Nein, die Straße vermisst Svenja Betz überhaupt nicht. Nach zwei Jahren als Profi-Radsportlerin in Belgien begann für die 28-Jährige aus Nordheim vor der Rhön Anfang des Jahres ein neues Abenteuer. Gravel heißt die Disziplin, die immer beliebter wird und auf die sich Betz mittlerweile fokussiert. Das englische Wort "gravel" bedeutet übersetzt Kies oder Schotter. Gefahren wird auf verschiedenen Untergründen, neben Asphalt, Wald- und Wiesenboden eben auch auf Schotter. Im Herbst letzten Jahres war Svenja Betz bei der ersten Gravel-Weltmeisterschaft in Italien dabei und kam als Dreizehnte ins Ziel.
Deutsche Meisterschaft in der Vulkaneifel mit 3500 Höhenmetern
Seit dem vergangenen Wochenende darf sich Betz nun auch deutsche Vizemeisterin nennen. Bei den ersten nationalen Gravel-Meisterschaften schaffte die Lehramtsstudentin als Zweite auf Anhieb den Sprung aufs Podium und machte sich damit vor ihrem 28. Geburtstag an diesem Freitag selbst ein schönes Geschenk. "Mit dem zweiten Platz bin ich mega-zufrieden, zumal ich in der Woche zuvor noch total flach gelegen war. Ich wollte das Rennen einfach nur genießen und Spaß haben", sagt Betz.
Ausgetragen wurde die deutsche Meisterschaft in Daun in der Vulkaneifel. "Es war ein anspruchsvolles Rennen mit 3500 Höhenmetern auf 140 Kilometern und zahlreichen technischen Passagen. Es ging eigentlich immer hoch und runter", berichtet Betz. Ab Kilometer 43 sei sie fast permanent allein gewesen, was das Rennen zusätzlich erschwerte. Nach 6:03,10 Stunden erreichte Betz das Ziel und war damit gut acht Minuten langsamer als die Siegerin Carolin Schiff. "Mir war klar, dass ich sie im Normalfall nicht schlagen kann, auch wenn ich zwischenzeitlich einmal bis auf drei Minuten an ihr dran war. Sie fährt aktuell einfach unfassbar stark."
Svenja Betz erlebt tolle Abenteuer in den USA und in Island
Auf ihre erste Gravel-Saison blickt Svenja Betz vor der im Oktober noch kommenden Weltmeisterschaft in Italien bereits jetzt positiv zurück. "Gravel macht mir einfach unglaublich viel Spaß und passt genau zu mir. Ich war in diesem Jahr viel unterwegs und habe dabei tolle Abenteuer in der Natur erlebt", schwärmt Betz. Vor allem die zwei großen Reisen in die USA und nach Island haben bei der Nordheimerin Eindruck hinterlassen.

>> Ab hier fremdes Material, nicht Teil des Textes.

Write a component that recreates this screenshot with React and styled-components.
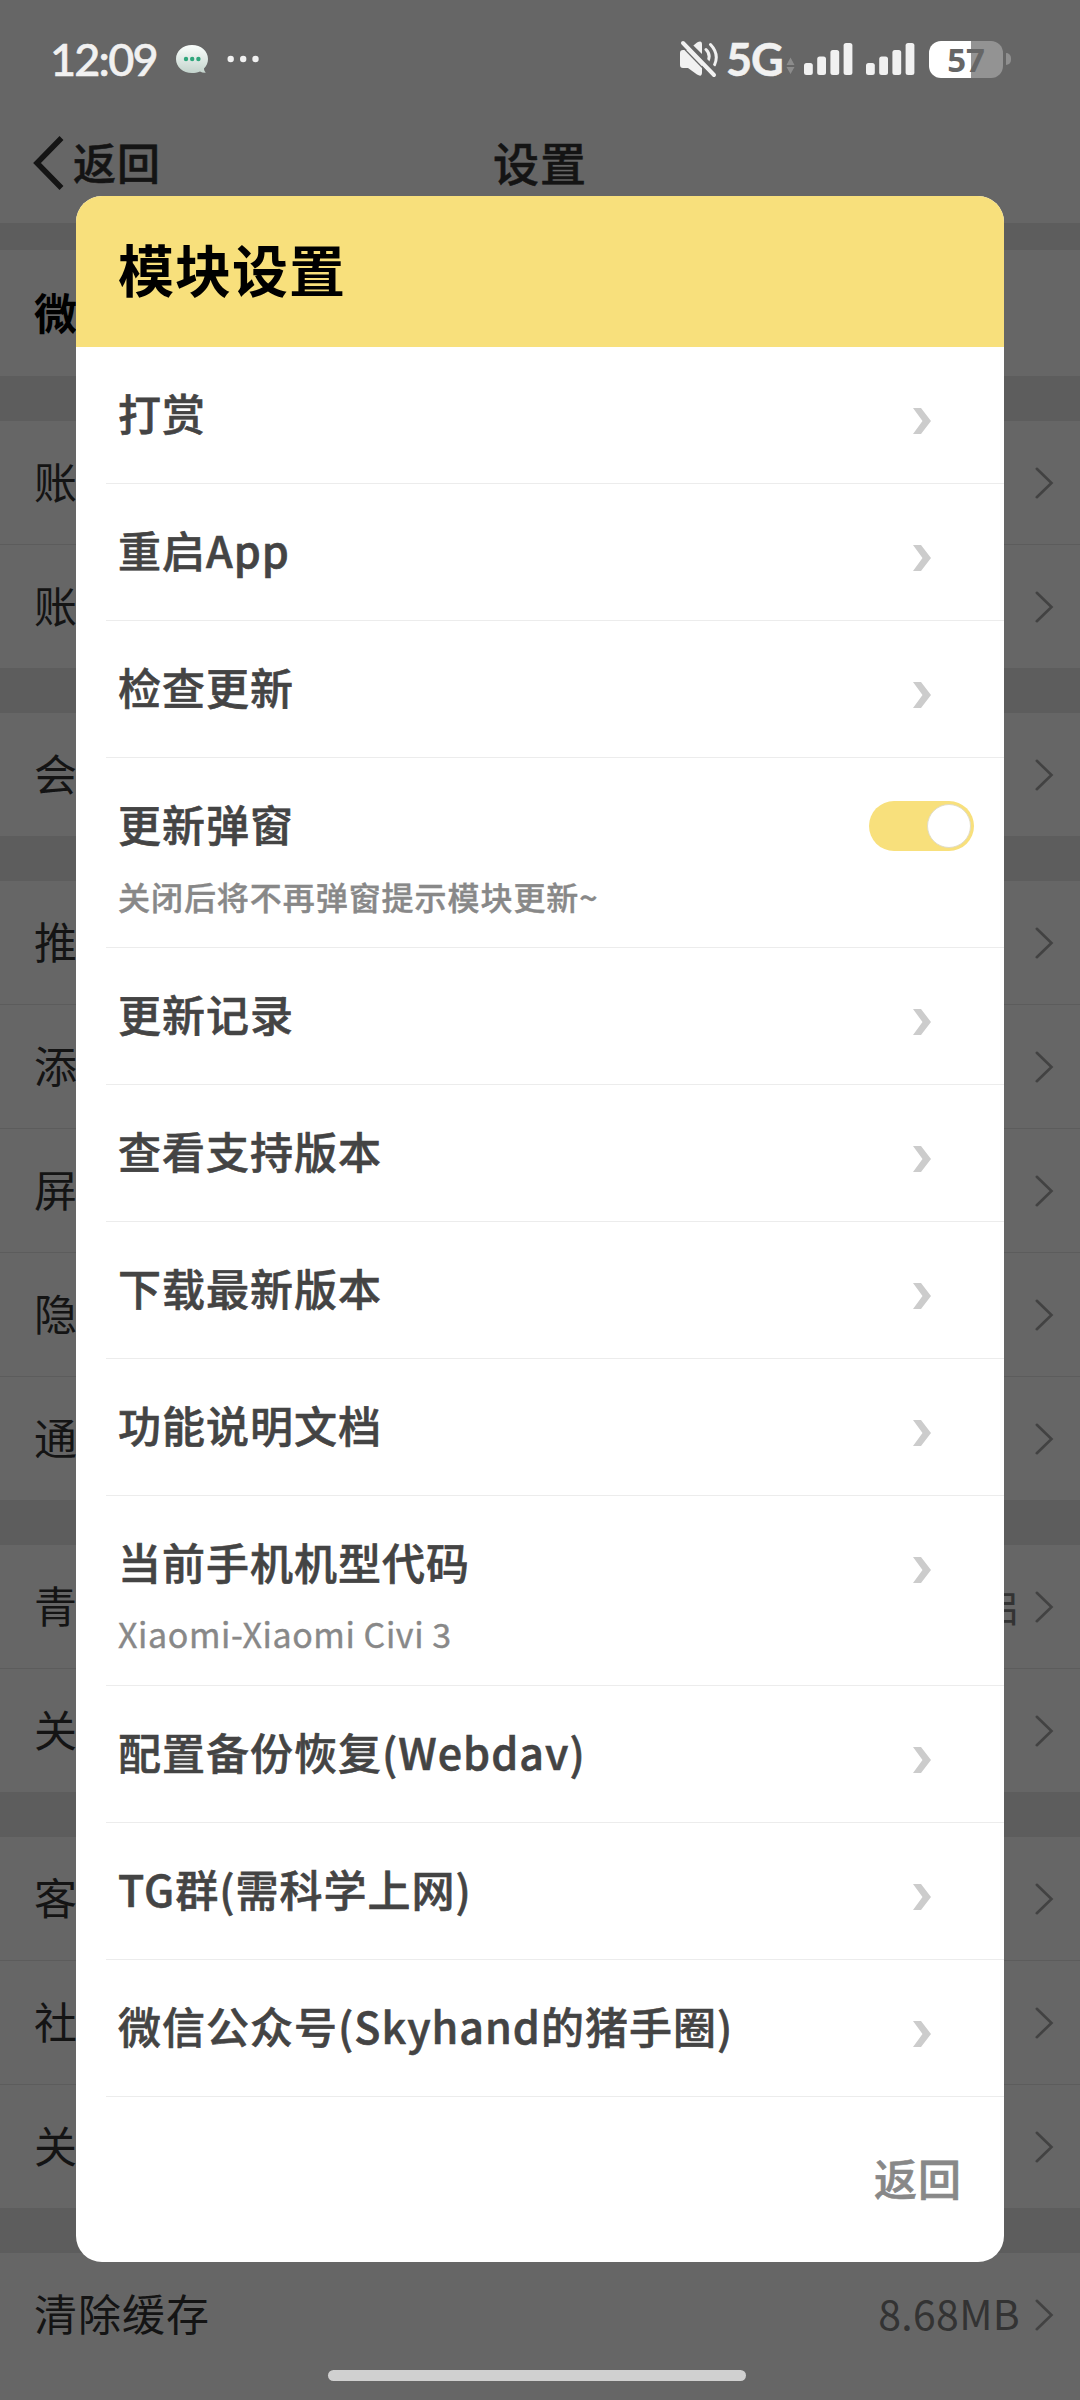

Im Juni nahm sie am "Unbound Gravel" in Kansas in den USA teil, einem der bekanntesten Gravel-Rennen über 330 Kilometer. Einige Wochen später folgte "The Rift" in Island, wo es vorbei an sprudelnden Vulkanen ging und zwischendurch auch schon einmal ein Fluss durchquert werden musste.
Enttäuscht über fehlende Wertschätzung vom eigenen Team
Enttäuscht zeigt sich Betz allerdings von der fehlenden Unterstützung ihres Teams Maxx-Solar Rose, für das sie seit dieser Saison fährt. "Im Prinzip bin ich auf mich alleine gestellt, es gibt keinerlei Support oder Wertschätzung. Das hatte ich mir schon etwas anders vorgestellt." Auch die Kosten für die Reisen müsse sie aktuell selbst tragen. Nach dieser Saison werde die Nordheimerin daher das Team Maxx-Solar Rose wieder verlassen und sich einem reinen Gravel-Team anschließen.
"Die Entwicklung im Gravelradsport ist wirklich rasant", hat Betz beobachtet und sieht das nicht nur positiv. "Die Professionalisierung wird zunehmen, wodurch der ursprüngliche Charakter, ohne große Unterstützung im Gelände auf sich allein gestellt zu sein, etwas verloren geht." Auf der anderen Seite könne die Professionalisierung aber durchaus auch eine Chance sein, vor allem für den Frauenradsport: "Beim Gravel sind Frauen und Männer von Anfang an gleichberechtigt, auch in Sachen Preisgeld."